Schloss Saarstein (Serrig) showed some nice wines. Of the dry ones, I preferred the chiseled Schloss Saarstein Riesling trocken Alte Reben, which was some of the driest wet stone that I have ever encountered with searing acid. The Schloss Saarsteiner Riesling Kabinett was on the drier side of fruity Kabinetts, medium-weight with white fruits and sea salt.


Karthäuserhof (Trier-Eitelsbach) goes from strength to strength over the last decade with a fine range of everything from a very dry and finely focused Ruwer Riesling trocken to an ever finer and purer Schieferkristall Riesling Kabinett trocken, with great length and acidity. Meanwhile, the denser Alte Reben Riesling Spätlese trocken was playing the hiding game, but this should be great in time, too. The mouthwatering, almost sparkling Schieferkristall Riesling Kabinett feinherb could only be Ruwer and the Karthäuserhofberg Riesling Kabinett was a classic Kabinett, as well as perfectly weightless, which I preferred over the Karthäuserhofberg Riesling Spätlese, which seemed to have not as much energy.
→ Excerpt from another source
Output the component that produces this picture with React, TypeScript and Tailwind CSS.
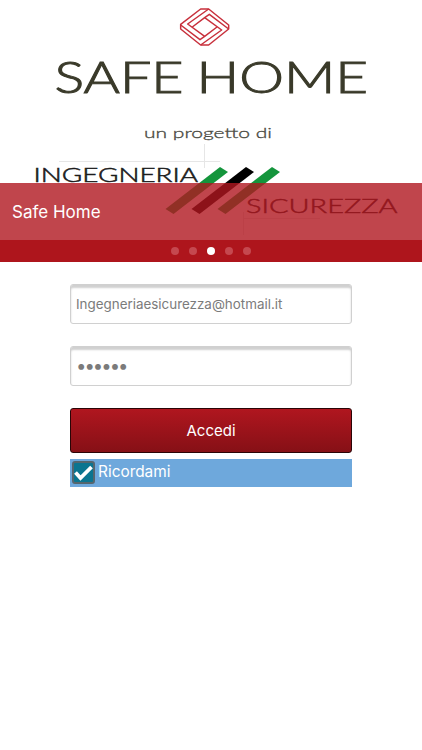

Fritz Haag (Brauneberg) had better so-called classic Pradikat wines than trocken and feinherb wines in my opinion. The Brauneberg Riesling Kabinett was a cherry beauty, with a sponti nose and a straight, steely style, along with a long and fine finish. Juffer Sonnenuhr Riesling Spätlese had notes of game and limes already and a firm, long structure. Juffer Sonnenuhr Riesling Auslese was all citrus and seamless, with class, if not a blockbuster.

Schloss Lieser (Lieser) did fine work with their dry wines, everything from an edgy SL Riesling trocken that was more than a basic Gutswein to an even more intensely focused SL Riesling Kabinett trocken and a spicy, sponti SL Riesling Spätlese trocken with a rounder almost oily texture. It was the first vintage for the very smooth and slaty Wehlener Sonnenuhr Riesling Kabinett, while the Juffer Sonnenuhr Riesling Spätlese seemed earthy and rich in comparison.
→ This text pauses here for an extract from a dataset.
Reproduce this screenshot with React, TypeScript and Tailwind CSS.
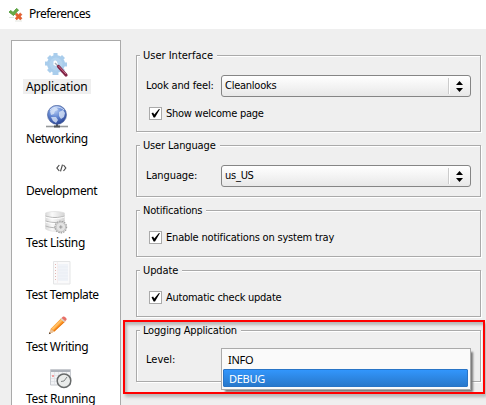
import type { ReactNode } from "react";

function AppLogo() {
  return (
    <svg width="16" height="14" viewBox="0 0 16 14">
      <path d="M1 4 3 2.500l2 2L8.500.5l2 1.500L5.500 7.500z" fill="#6caa45" stroke="#4b9a35" strokeWidth=".9" />
      <path d="m7.500 6.500 1.200-1.300 1.800 1.600 1.800-1.600L13.800 6.500l-1.500 1.800L13.800 10.500 12.300 11.700l-1.800-1.500-1.900 1.500L7.500 10.500l1.300-2z" fill="#e8602c" stroke="#d8562a" strokeWidth=".9" />
      <path d="M1 9.500h5M7 13h7" stroke="#e4e8e2" />
    </svg>
  );
}

function GearIcon() {
  return (
    <svg width="24" height="25" viewBox="0 0 24 25">
      <g fill="#a9cdec">
        <circle cx="11" cy="11" r="9" />
        <path d="M8.500 0h4l1 22h-6zM0 8.500l22 1v4L0 12.500z" />
        <path d="m2 5 3-3 15 15-3 3zM17 2l3 3L5 20l-3-3z" />
      </g>
      <circle cx="11" cy="11" r="6.500" fill="#b4d4ef" />
      <path d="M8.500 8.500c1-1.500 3-1 3.500.5l1 2.500-2 1.500-2.500-1z" fill="#fff" />
      <path d="m10 10 4 4" stroke="#a5adb8" strokeWidth="1.500" />
      <path d="m13.500 13.500 7.500 8.500" stroke="#812344" strokeWidth="3.200" strokeLinecap="round" />
      <path d="m13.500 13 7.500 8" stroke="#c77793" strokeWidth="1" />
    </svg>
  );
}

function GlobeIcon() {
  return (
    <svg width="23" height="24" viewBox="0 0 23 24">
      <defs>
        <radialGradient id="globe" cx=".4" cy=".25" r=".75">
          <stop offset="0" stopColor="#b9cff5" />
          <stop offset=".5" stopColor="#6488d2" />
          <stop offset="1" stopColor="#2b4697" />
        </radialGradient>
      </defs>
      <path d="M0 21.500h22" stroke="#96999b" strokeWidth="1.600" />
      <path d="M8 21.500h6M11 19v2" stroke="#4f5356" strokeWidth="2" />
      <circle cx="11" cy="9.800" r="9.500" fill="url(#globe)" stroke="#51699f" strokeWidth=".7" />
      <path d="M4 6c2-3 5-4 7-3l1 2-3 1-1 3-3 1zM13 7l4-2 2 3-1 4-3 2-2-3zM5 12l5 0 2 3-2 3-3-2z" fill="#dbe6f7" opacity=".8" />
      <path d="M4 5c4-4 10-4 14 0" stroke="#e8f0ff" fill="none" opacity=".8" />
    </svg>
  );
}

function CodeIcon() {
  return (
    <svg width="11" height="8" viewBox="0 0 11 8" fill="none" stroke="#4c4c4c" strokeWidth="1.200">
      <path d="M3.300 1 .9 4l2.400 3M7.500 1l2.300 3-2.300 3M6.500.7l-2 6.600" />
    </svg>
  );
}

function DatabaseIcon() {
  return (
    <svg width="23" height="23" viewBox="0 0 23 23">
      <defs>
        <linearGradient id="db">
          <stop stopColor="#d8d8d8" />
          <stop offset=".35" stopColor="#fafafa" />
          <stop offset="1" stopColor="#d4d4d4" />
        </linearGradient>
      </defs>
      <path d="M.5 2C5 0 15 0 19.500 2v16c-5 3-14 3-19 0z" fill="url(#db)" stroke="#dedede" strokeWidth=".7" />
      <path d="M.5 5c5 2 14 2 19 0M.5 10c5 2 14 2 19 0M.5 15c5 2 11 2 14 1" fill="none" stroke="#b5b5b5" />
      <path d="M.5 6c5 2 14 2 19 0M.5 11c5 2 14 2 19 0" fill="none" stroke="#fff" />
      <circle cx="15.800" cy="16" r="5.800" fill="#e0e0e0" stroke="#a2a2a2" strokeWidth="1.200" strokeDasharray="1.500 1" />
      <circle cx="15.800" cy="16" r="4.800" fill="#e3e3e3" stroke="#b5b5b5" strokeWidth=".7" />
      <path d="M15.800 14.300v3.400M14.100 16h3.400" stroke="#999" />
    </svg>
  );
}

function TemplateIcon() {
  return (
    <svg width="18" height="24" viewBox="0 0 18 24">
      <path d="M.5.500h16.500v22.500H.5z" fill="#fafafb" stroke="#e4e5e6" />
      <path d="M5 3h10v17H5z" fill="#f0f3f8" />
      <path d="M5 6h10M5 9h10M5 12h10M5 15h10M5 18h10" stroke="#e8ecf2" strokeWidth=".6" />
      <path d="M2.500 3v18" stroke="#e3b5b1" strokeDasharray="1 2" />
      <path d="M4.500 1v21" stroke="#f3e2e2" strokeWidth=".5" />
    </svg>
  );
}

function PencilIcon() {
  return (
    <svg width="20" height="20" viewBox="0 0 20 20">
      <path d="m1 18 2-5.500L13.500 2l3.500 3L6.500 15.500z" fill="#ff9a2b" />
      <path d="m3.500 12.500 10.500-10 1.300 1.300L5 14z" fill="#ffc066" />
      <path d="m6 15.200 11-10" stroke="#e87712" strokeWidth="1.100" />
      <path d="m13.500 2 1.300-1.200c1.300-1.300 4.800 1.800 3.600 3.200L17 5.300z" fill="#e77068" />
      <path d="m12.300 2.800 3.900 3.500 1-1L13.300 2z" fill="#d6d5d3" />
      <path d="m1 18 1.700-5L6.500 15.500z" fill="#e9c39c" />
      <path d="m.8 18.300.7-2 1.500.9z" fill="#46382f" />
    </svg>
  );
}

function CalendarIcon() {
  return (
    <svg width="22" height="20" viewBox="0 0 22 20">
      <path d="M.5.500h20v15.500H.5z" fill="#f2f3f5" stroke="#c8cbd0" />
      <path d="M1 1h19v2H1z" fill="#adb2ba" />
      <path d="M1 6.500h19M1 9.500h19M1 12.500h19M4.500 3v12M8.500 3v12M12.500 3v12M16.500 3v12" stroke="#d8dbe1" strokeWidth=".6" />
      <path d="M2 6h2v2H2z" fill="#f2a0a0" />
      <circle cx="14" cy="11.700" r="6.800" fill="#e9ebea" stroke="#676a6a" strokeWidth="1.500" />
      <path d="m14 12 3-4M14 12l-3 .5" fill="none" stroke="#7e8282" />
    </svg>
  );
}

const sections: { name: string; icon: ReactNode; pad: string; tracking: string }[] = [
  { name: "Application", icon: <GearIcon />, pad: "pl-[33px] pt-[6px]", tracking: "tracking-[-0.15px]" },
  { name: "Networking", icon: <GlobeIcon />, pad: "pl-[34px] pt-[6px]", tracking: "tracking-[-0.45px]" },
  { name: "Development", icon: <CodeIcon />, pad: "pl-[44px] pt-[13px]", tracking: "tracking-[-0.4px]" },
  { name: "Test Listing", icon: <DatabaseIcon />, pad: "pl-[33px] pt-[8px]", tracking: "tracking-[-0.35px]" },
  { name: "Test Template", icon: <TemplateIcon />, pad: "pl-[41px] pt-[6px]", tracking: "tracking-[-0.4px]" },
  { name: "Test Writing", icon: <PencilIcon />, pad: "pl-[36px] pt-[9px]", tracking: "tracking-[-0.4px]" },
  { name: "Test Running", icon: <CalendarIcon />, pad: "pl-[38px] pt-[10px]", tracking: "tracking-[-0.35px]" },
];

function Sidebar() {
  return (
    <nav className="ml-[11px] mt-[11px] h-[380px] w-[110px] shrink-0 border border-[#aaa] bg-white pt-[6px] font-['Noto_Sans','Open_Sans',sans-serif] text-[12px]">
      {sections.map((s, i) => (
        <div key={s.name} className="flex h-[52px] flex-col items-start">
          <div className={`h-[32px] shrink-0 ${s.pad}`}>{s.icon}</div>
          <span className={`ml-[11px] h-[15px] whitespace-nowrap px-[3px] leading-[16px] ${s.tracking} ${i === 0 ? "bg-[#efefef]" : ""}`}>{s.name}</span>
        </div>
      ))}
    </nav>
  );
}

function Group({ title, size, tracking, children }: { title: string; size: string; tracking: string; children: ReactNode }) {
  return (
    <section className={`mb-[13px] flex w-[345px] flex-col items-start border border-[#aaa] shadow-[1px_1px_0_#fff,inset_1px_1px_0_#fff] ${size}`}>
      <h2 className={`-mt-[8px] ml-[3px] h-[16px] shrink-0 whitespace-nowrap bg-[#efefef] pl-[3px] pr-[4px] leading-[16px] ${tracking}`}>{title}</h2>
      {children}
    </section>
  );
}

function Select({ label, value, tracking }: { label: string; value: string; tracking: string }) {
  return (
    <div className="mt-[11px] flex h-[22px] items-center">
      <label className={`w-[75px] whitespace-nowrap pl-[9px] ${tracking}`}>{label}</label>
      <div className="ml-[9px] flex h-[22px] w-[250px] items-center rounded-[3px] border border-[#858585] bg-linear-to-b from-white to-[#e8e8e8] pl-[3px]">
        <span className="w-[223px] tracking-[-0.25px]">{value}</span>
        <i className="h-[16px] w-[2px] border-l border-[#ccc] bg-white" />
        <svg className="ml-[6px]" width="7" height="11" viewBox="0 0 7 11">
          <path d="M3.500 0 7 4H0zM0 7h7l-3.500 4z" />
        </svg>
      </div>
    </div>
  );
}

function Check({ label, margin, tracking }: { label: string; margin: string; tracking: string }) {
  return (
    <label className={`ml-[12px] flex h-[13px] items-center ${margin}`}>
      <span className="flex h-[13px] w-[13px] shrink-0 items-center justify-center border border-[#aaa] bg-white">
        <svg width="9" height="9" viewBox="0 0 9 9">
          <path d="m.5 4.300 1.600-.8 1.200 2L7.700.2 9 0 4 8.500H2.600z" />
        </svg>
      </span>
      <span className={`ml-[4px] whitespace-nowrap ${tracking}`}>{label}</span>
    </label>
  );
}

export default function App() {
  return (
    <main className="relative h-[405px] w-[486px] overflow-hidden bg-[#efefef] font-['Noto_Sans','Open_Sans',sans-serif] text-[12px] leading-[16px] text-black">
      <header className="flex h-[29px] items-center bg-white pl-[8px]">
        <AppLogo />
        <span className="ml-[5px] mt-[-1px] tracking-[-0.5px]">Preferences</span>
      </header>
      <div className="flex">
        <Sidebar />
        <div className="ml-[15px] mt-[26px] font-['DejaVu_Sans_Condensed','DejaVu_Sans',sans-serif] text-[11px]">
          <Group title="User Interface" size="h-[77px]" tracking="tracking-normal">
            <Select label="Look and feel:" value="Cleanlooks" tracking="tracking-[-0.15px]" />
            <Check label="Show welcome page" margin="mt-[10px]" tracking="tracking-[-0.25px]" />
          </Group>
          <Group title="User Language" size="h-[52px]" tracking="tracking-[-0.15px]">
            <Select label="Language:" value="us_US" tracking="tracking-[-0.1px]" />
          </Group>
          <Group title="Notifications" size="h-[47px]" tracking="tracking-[-0.2px]">
            <Check label="Enable notifications on system tray" margin="mt-[12px]" tracking="tracking-[-0.2px]" />
          </Group>
          <Group title="Update" size="h-[47px]" tracking="tracking-[-0.1px]">
            <Check label="Automatic check update" margin="mt-[12px]" tracking="tracking-[-0.25px]" />
          </Group>
          <Group title="Logging Application" size="h-[52px]" tracking="tracking-[-0.2px]">
            <span className="ml-[9px] mt-[13px]">Level:</span>
          </Group>
        </div>
      </div>
      <div className="absolute left-[221px] top-[348px] h-[42px] w-[250px] border border-[#aaa] bg-[#fafafa] px-px pt-px text-[11px] shadow-[3px_3px_2px_-1px_#777]">
        <div className="h-[19px] pl-[5px] leading-[20px] tracking-[-0.3px]">INFO</div>
        <div className="h-[18px] w-[245px] rounded-[1px] border border-[#2874c6] bg-linear-to-b from-[#3296fc] to-[#2878cb] pl-[5px] leading-[17px] tracking-[-0.3px] text-white">DEBUG</div>
      </div>
      <div className="absolute left-[123px] top-[320px] h-[74px] w-[362px] border-2 border-[#f00] shadow-[2px_3px_3px_#8888,inset_2px_3px_3px_#8888]" />
    </main>
  );
}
Willi Haag (Brauneberg) doesn’t draw as much attention as the other Haags (Fritz Haag and Schloss Lieser), but I really enjoyed several of his 2014s, particularly a sweet Willi Haag Riesling feinherb, a more complex and stony Juffer Kabinett feinherb, and a decadent, almost like sweet truffles Juffer-Sonnenuhr Riesling Spätlese.
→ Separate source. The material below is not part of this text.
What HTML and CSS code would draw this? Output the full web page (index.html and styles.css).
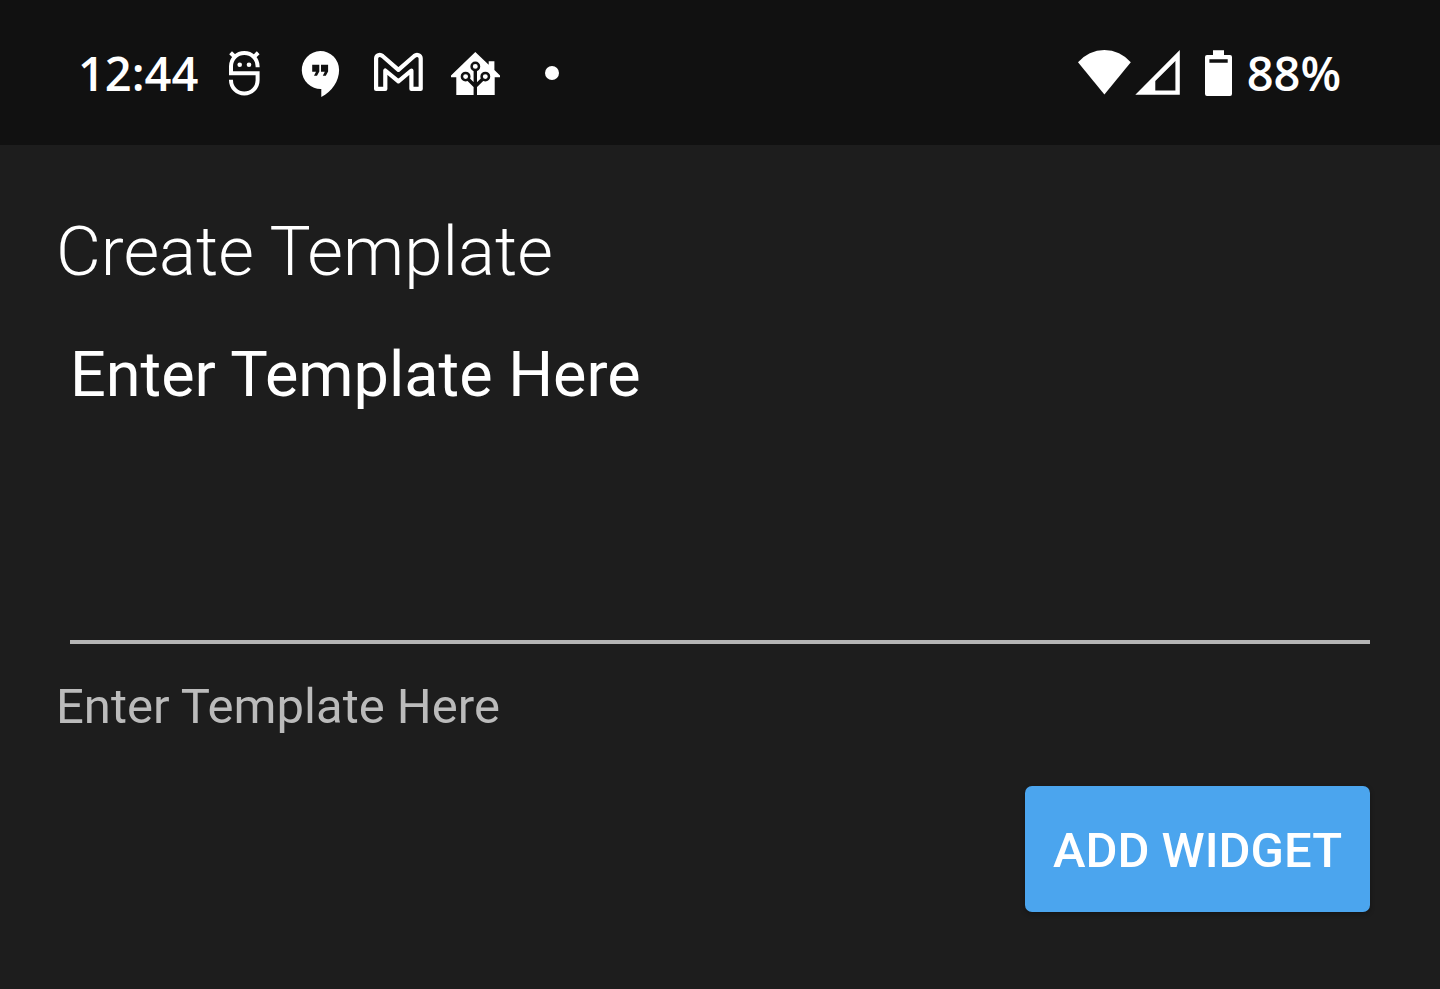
FILE: index.html
```
<!DOCTYPE html>
<html lang="en">
<head>
    <meta charset="UTF-8">
    <meta name="viewport" content="width=device-width, initial-scale=1.0">
    <title>Create Template</title>
    <link rel="stylesheet" href="styles.css">
</head>
<body>
    <header class="status-bar">
        <span class="clock">12:44</span>
        <div class="notifications">
            <svg viewBox="0 0 77 66" aria-hidden="true">
                <g fill="none" stroke="#fff" stroke-width="4">
                    <path d="M51.6 27.3V26.3A13.3 13.3 0 0 0 25 26.3V33.3H51.6V40.3A13.3 13.3 0 0 1 25 40.3V39.8"/>
                    <path d="M24.6 12.8L29.5 17.5M52.2 12.8L47.3 17.5"/>
                </g>
                <circle cx="33.7" cy="24.7" r="2.3" fill="#fff"/>
                <circle cx="43" cy="24.7" r="2.3" fill="#fff"/>
            </svg>
            <svg viewBox="0 0 77 66" aria-hidden="true">
                <path fill="#fff" d="M37.2 11A18.9 18.9 0 0 1 56.1 30C56.1 41 49 51.5 38.3 57V48.9A18.9 18.9 0 1 1 37.2 11Z"/>
                <path fill="#111" d="M29.2 24.7H36.3V31.5L34 35.8H31L33 31.8H29.2ZM38 24.7H45.1V31.5L42.8 35.8H39.8L41.8 31.8H38Z"/>
            </svg>
            <svg viewBox="0 0 77 66" aria-hidden="true">
                <path fill="none" stroke="#fff" stroke-width="4.2" stroke-linejoin="round" d="M16.1 48.9V18.5C16.1 15 20 14 22.5 16L38.4 29.9L54.3 16C56.8 14 60.7 15 60.7 18.5V48.9H51.4V30.5L38.4 41.3L25.3 30.5V48.9Z"/>
            </svg>
            <svg viewBox="0 0 77 66" aria-hidden="true">
                <path fill="#fff" d="M38.3 12L51.7 24.7V21.2H57.4V30L63 35.6V37.2H57.7V55H19.3V37.2H14V35.6Z"/>
                <g fill="none" stroke="#111">
                    <path stroke-width="3.4" d="M38.3 30V55M30.5 38.5L38.3 46.3L46.3 38.5"/>
                    <g fill="#fff" stroke-width="2.5">
                        <circle cx="38.3" cy="26.4" r="3.7"/>
                        <circle cx="28.6" cy="36.6" r="3.7"/>
                        <circle cx="48.3" cy="36.6" r="3.7"/>
                    </g>
                </g>
            </svg>
            <svg viewBox="0 0 77 66" aria-hidden="true">
                <circle cx="38" cy="33" r="7" fill="#fff"/>
            </svg>
        </div>
        <div class="system">
            <svg class="signals" viewBox="0 0 162 66" aria-hidden="true">
                <g fill="#fff">
                    <path d="M7 22.3A34.4 34.4 0 0 1 59.8 22.3L33.4 54.5Z"/>
                    <path fill-rule="evenodd" d="M108.8 10V54.8H64.3ZM104.4 21L84.3 41V50.4H104.4Z"/>
                    <path fill-rule="evenodd" d="M142 10.3H153V15H159Q161 15 161 17V54Q161 56 159 56H136Q134 56 134 54V17Q134 15 136 15H142ZM138.4 19.3V22.7H156.7V19.3Z"/>
                </g>
            </svg>
            <span class="battery-level">88%</span>
        </div>
    </header>
    <main class="content">
        <h1>Create Template</h1>
        <form class="template-form">
            <textarea id="template" class="template-input" spellcheck="false">Enter Template Here</textarea>
            <label for="template" class="template-preview">Enter Template Here</label>
            <button type="button" class="add-widget">ADD WIDGET</button>
        </form>
    </main>
</body>
</html>
```
FILE: styles.css
```
* {
    box-sizing: border-box;
}

body {
    margin: 0;
    min-height: 100vh;
    background: #1d1d1d;
    color: #fff;
    font-family: Roboto, "Liberation Sans", sans-serif;
}

.status-bar {
    display: flex;
    align-items: center;
    padding: 40px 99px 39px 78px;
    background: #111;
    font-family: "Open Sans", "Noto Sans", sans-serif;
    font-size: 47px;
    font-weight: 600;
    line-height: 66px;
}

.clock {
    width: 128px;
}

.notifications {
    display: flex;
}

.notifications svg {
    display: block;
    width: 77px;
    height: 66px;
}

.system {
    display: flex;
    align-items: center;
    gap: 14px;
    margin-left: auto;
}

.signals {
    display: block;
    width: 162px;
    height: 66px;
}

.content {
    padding: 65px 56px;
}

h1 {
    margin: 0;
    font-size: 69px;
    font-weight: 300;
    line-height: 83px;
}

.template-form {
    display: flex;
    flex-direction: column;
    padding-top: 45px;
}

.template-input {
    height: 306px;
    margin: 0 14px;
    padding: 0;
    border: none;
    border-bottom: 4px solid #b5b5b5;
    outline: none;
    resize: none;
    background: transparent;
    color: #fff;
    font-family: inherit;
    font-size: 63px;
    line-height: 74px;
}

.template-preview {
    margin-top: 34px;
    color: #bbb;
    font-size: 49px;
    line-height: 57px;
}

.add-widget {
    align-self: flex-end;
    margin: 51px 14px 0;
    padding: 36px 28px 32px;
    border: none;
    border-radius: 7px;
    background: #4ba5ee;
    box-shadow: 0 2px 5px rgba(0, 0, 0, 0.3);
    color: #fff;
    font-family: inherit;
    font-size: 49px;
    font-weight: 500;
    line-height: 58px;
    cursor: pointer;
}
```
Dr. Loosen (Bernkastel-Kues) had a limited number of bottles open considering their extensive range, but showed a great, quaffable Dr. Loosen Blauschiefer Riesling trocken. as well as sweet and wet-earth Treppchen Riesling Kabinett (Fassprobe), and a classic, finely bred Wehlener Sonnenuhr Riesling Spätlese (Fassprobe).

Nik Weis – St. Urbans-Hof (Leiwen) showed a steely, light yet savory Wiltingen Riesling feinherb Alte Reben, as well as a fantastic Saarfeilser Riesling feinherb, with almost jagged minerality and great palate presence. The tight and salty Bockstein Riesling Kabinett (Fassprobe) was the perfect foil to the golden raspberries of the lush Goldtröpfchen Riesling Kabinett.

Wwe. Dr. H. Thanisch – Erben Thanisch (Bernkastel-Kues) showed a pretty in periwinkle Thanisch Riesling Kabinett feinherb that was almost too drinkable, as well as Doctor Riesling Kabinett (Fassprobe), which was smoky with serious minerality, good definition, and it left a great impression without too much weight. The Doctor Riesling Spätlese was one of the stronger and sweeter Spätlesen of the vintage, with a lovely oily texture and pineapple. ♦

Photograph by Justin Christoph.

Justin Christoph has worked in the wine business (auction, wholesale, retail) for 15 years. He currently imports German, French, and Austrian wines through his company Crystalline Selections. An avid Riesling lover, he often organizes tasting events and enjoys sharing Riesling-related news via his Facebook page called Riesling AC

  • Andrew Bair says:

    Thank you for your writeup, Justin. Appreciate the heads-up on the Willi Haag wines. This is not a producer that I buy much from, but it sounds like they did well in 2014, and their prices are lower than most around here.

    Also, I’ve always thought that St.-Urbans-Hof’s Bockstein Kabinett is one of the best values in the Saar, year in and year out. Glad you liked the 2014.

    • Justin Christoph says:

      Thanks Andrew, Glad you enjoyed. Yes, I thought Willi Haag was a big improvement over previous years. When Nik Weis makes a Kabinett, you can rest assured of the pradikat.